| Recorded information |

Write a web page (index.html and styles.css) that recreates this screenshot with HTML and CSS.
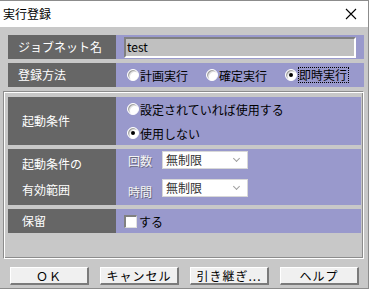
FILE: index.html
```html
<!DOCTYPE html>
<html>
  <head>
    <meta charset="utf-8" />
    <title>実行登録</title>
    <link rel="stylesheet" href="styles.css">
  </head>
  <body>
    <div class="dialog">
      <div class="title-bar">
        <span class="title">実行登録</span>
        <svg class="close" width="12" height="12" viewBox="0 0 12 12">
          <path d="M1 1 L11 11 M11 1 L1 11" stroke="#000" stroke-width="1.1" />
        </svg>
      </div>

      <div class="content">
        <div class="row top-row">
          <div class="label">ジョブネット名</div>
          <div class="value">
            <div class="text-input">test</div>
          </div>
        </div>

        <div class="row top-row">
          <div class="label">登録方法</div>
          <div class="value radios">
            <label class="radio-item"><span class="radio"></span>計画実行</label>
            <label class="radio-item"><span class="radio"></span>確定実行</label>
            <label class="radio-item"><span class="radio checked"></span><span class="focus">即時実行</span></label>
          </div>
        </div>

        <div class="group">
          <div class="row cond-row">
            <div class="label">起動条件</div>
            <div class="value stack">
              <label class="radio-item"><span class="radio"></span>設定されていれば使用する</label>
              <label class="radio-item"><span class="radio checked"></span>使用しない</label>
            </div>
          </div>

          <div class="row range-row">
            <div class="label">起動条件の<br>有効範囲</div>
            <div class="value stack">
              <div class="range-item">
                <span class="disabled">回数</span>
                <div class="select">無制限<span class="chevron"></span></div>
              </div>
              <div class="range-item low">
                <span class="disabled">時間</span>
                <div class="select">無制限<span class="chevron"></span></div>
              </div>
            </div>
          </div>

          <div class="row hold-row">
            <div class="label">保留</div>
            <div class="value">
              <label class="check-item"><span class="checkbox"></span>する</label>
            </div>
          </div>
        </div>

        <div class="buttons">
          <button class="btn">ＯＫ</button>
          <button class="btn">キャンセル</button>
          <button class="btn">引き継ぎ...</button>
          <button class="btn">ヘルプ</button>
        </div>
      </div>
    </div>
  </body>
</html>
```

FILE: styles.css
```css
* {
  margin: 0;
  padding: 0;
  box-sizing: border-box;
}
body {
  background: #ffffff;
  font-family: "Noto Sans CJK JP", "Liberation Sans", sans-serif;
  font-size: 12px;
  color: #000;
}
.dialog {
  width: 369px;
  height: 289px;
  background: #c8c8c8;
  border-right: 1px solid #8c8c8c;
  border-bottom: 1px solid #8c8c8c;
  border-top: 1px solid #8c8c8c;
}
.title-bar {
  height: 26px;
  background: #fff;
  display: flex;
  align-items: center;
  justify-content: space-between;
  padding: 0 11px 0 3px;
}
.title {
  font-size: 12px;
  line-height: 14px;
}
.content {
  padding-top: 8px;
}
.row {
  display: flex;
  height: 24px;
}
.top-row {
  margin-left: 8px;
  width: 356px;
  margin-bottom: 4px;
}
.label {
  width: 108px;
  flex-shrink: 0;
  background: #666666;
  color: #fff;
  display: flex;
  align-items: center;
  padding-left: 10px;
  line-height: 24px;
  white-space: nowrap;
}
.value {
  flex: 1;
  min-width: 0;
  background: #9999cc;
  display: flex;
  align-items: center;
}
.text-input {
  margin-left: 8px;
  width: 232px;
  height: 21px;
  background: #c0c0c0;
  border-top: 2px solid #808080;
  border-left: 2px solid #808080;
  border-right: 2px solid #fff;
  border-bottom: 2px solid #fff;
  line-height: 16px;
  padding-left: 1px;
}
.radios {
  padding-left: 11px;
}
.radio-item {
  display: flex;
  align-items: center;
  flex-shrink: 0;
  white-space: nowrap;
  margin-right: 18px;
}
.radio {
  width: 12px;
  height: 12px;
  flex-shrink: 0;
  border-radius: 50%;
  background: #fff;
  border: 1px solid #fff;
  box-shadow: inset 1px 1px 0 #a0a0a0, inset 2px 2px 0 #e0e0e0;
  margin-right: 1px;
  display: flex;
  align-items: center;
  justify-content: center;
}
.radio.checked::after {
  content: "";
  width: 4px;
  height: 4px;
  border-radius: 50%;
  background: #000;
}
.focus {
  border: 1px dotted #000;
  line-height: 14px;
  padding: 0 1px 0 0;
}
.group {
  margin: 2px 4px 0 3px;
  height: 168px;
  border-top: 1px solid #8c8c8c;
  border-left: 1px solid #8c8c8c;
  border-right: 1px solid #fff;
  border-bottom: 1px solid #fff;
  box-shadow: inset 1px 1px 0 #fff, inset -1px -1px 0 #8c8c8c;
  padding: 5px 2px 0 4px;
}
.group .row {
  margin-bottom: 4px;
}
.group .label {
  padding-left: 14px;
}
.cond-row {
  height: 48px;
}
.range-row {
  height: 56px;
}
.range-row .label {
  line-height: 26px;
}
.hold-row {
  margin-top: 1px;
}
.stack {
  flex-direction: column;
  align-items: flex-start;
  justify-content: center;
  padding-left: 11px;
}
.cond-row .stack {
  justify-content: flex-start;
  padding-top: 0;
}
.cond-row .radio-item {
  height: 24px;
}
.range-row .stack {
  justify-content: flex-start;
  padding-top: 2px;
  padding-left: 12px;
}
.range-item {
  display: flex;
  align-items: center;
  height: 18px;
  margin-bottom: 10px;
}
.range-item.low .disabled {
  margin-top: 6px;
}
.disabled {
  color: #f4f4f4;
  text-shadow: 1px 1px 0 #6a6a80;
  width: 34px;
}
.select {
  width: 86px;
  height: 18px;
  background: #fff;
  border: 1px solid #d8d8d8;
  color: #333;
  line-height: 16px;
  padding-left: 3px;
  position: relative;
}
.chevron {
  position: absolute;
  right: 8px;
  top: 4px;
  width: 5px;
  height: 5px;
  border-right: 1px solid #a0a0a0;
  border-bottom: 1px solid #a0a0a0;
  transform: rotate(45deg);
}
.check-item {
  display: flex;
  align-items: center;
  padding-left: 8px;
}
.checkbox {
  width: 13px;
  height: 13px;
  background: #fff;
  border-top: 2px solid #808080;
  border-left: 2px solid #808080;
  border-right: 1px solid #e0e0e0;
  border-bottom: 1px solid #e0e0e0;
  margin-right: 2px;
}
.buttons {
  display: flex;
  gap: 11px;
  padding: 8px 0 0 10px;
}
.btn {
  width: 79px;
  height: 18px;
  background: #f0f0f0;
  border-top: 1px solid #fff;
  border-left: 1px solid #fff;
  border-right: 2px solid #7a7a7a;
  border-bottom: 2px solid #7a7a7a;
  font-family: "Noto Sans CJK JP", "Liberation Sans", sans-serif;
  font-size: 12px;
  line-height: 14px;
  color: #000;
  letter-spacing: 1px;
}
```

| Short task |
Only lines with the word "index" should be collected from the material.

| Answer in full |
Write a web page (index.html and styles.css) that recreates this screenshot with HTML and CSS.
FILE: index.html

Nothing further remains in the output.